Snacko
Level: Smiter
Rank Points: 448
Registered: 06-08-2006
IP: Logged
|
Re: What are you looking forward to in future years? (0)
I'm looking forward to Inherent Vice by Thomas Pynchon. In the 60s Pynchon wrote Gravity's Rainbow, which is routinely considered the absolute best American postmodern work, and often the best American novel of the 20th century. Some also believe it is better than Ulysses. I believe this can be proven as a matter of principle: a book should be written with the reader in mind, no matter how much it confuses the reader. James Joyce stated sometime before his trial that the book was written with the purpose of giving himself a sort of popular immortality (which he succeeded in). Rainbow, though profoundly confusing at points, was clearly written to be read, and for all his complex literary puzzles and rich prose, Pynchon never forgot his goal: to create a book that was at once powerful, profound, hilarious and entirely unique, and no one can deny that he did just that.
After Gravity's Rainbow, Pynchon dropped off the face of the earth for 30 years, only occasionally submitting articles and reviews to the New York Times, appearing on The Simpsons twice and publishing a collection of previously released short stories (which I absolutely recommend to anyone who wants to see postmodernism at its finest, along with his first three novels). Throughout the 90s and in 2006, Pynchon wrote three more novels, to polarized reviews, which is probably just what Pynchon expected.

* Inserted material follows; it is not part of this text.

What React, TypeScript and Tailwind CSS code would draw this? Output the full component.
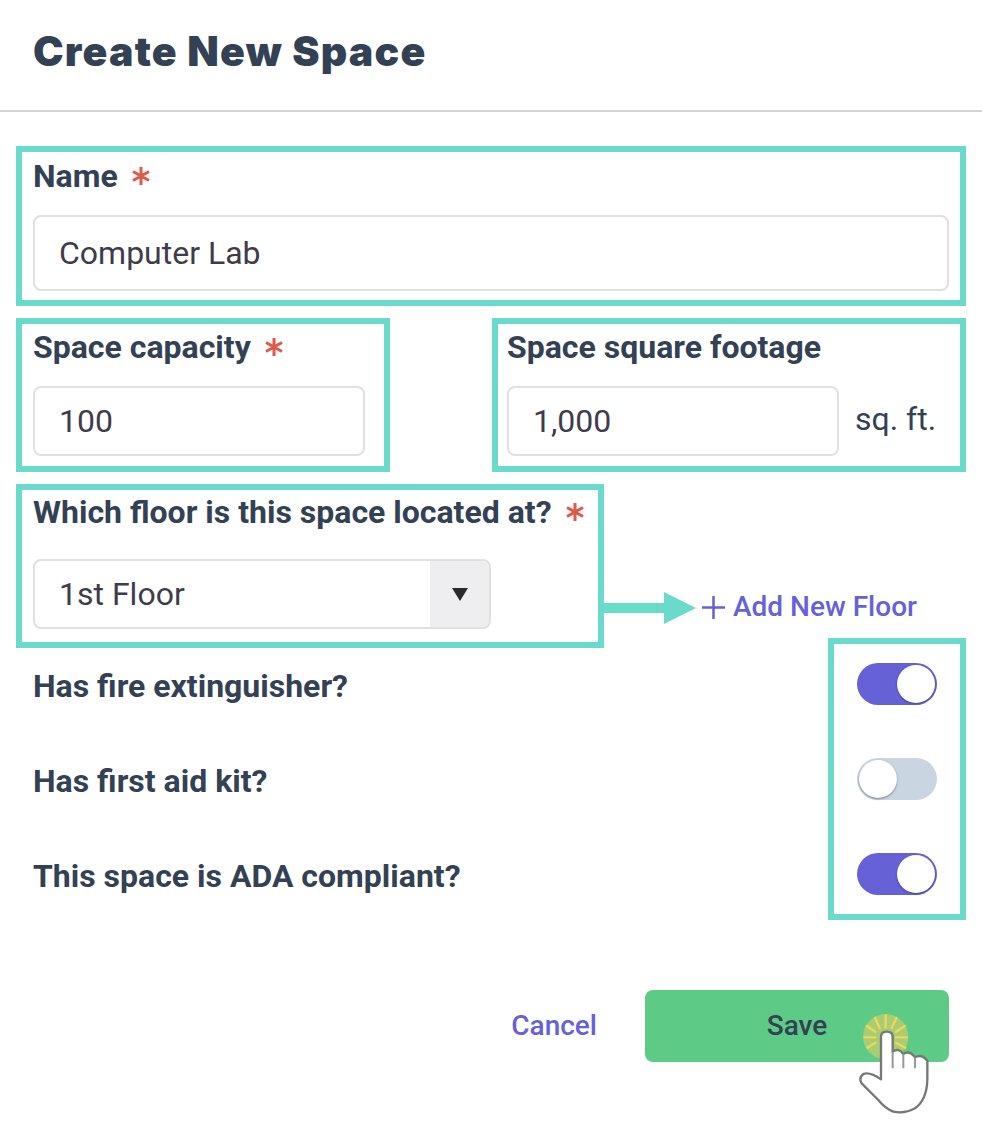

Inherent Vice is reportedly just over 400 pages, which is his shortest book since Vineland, and third shortest novel overall (the shortest is The Crying of Lot 49, which is under 200 pages). Pynchon routinely over-writes his novels, which is fine when it is either given a structure as rigid as in Lot 49 or is given no structure at all, as in Rainbow, but it occasionally makes his novels seem unfocused.
It's also apparently a parody of film noir, which is my favorite genre.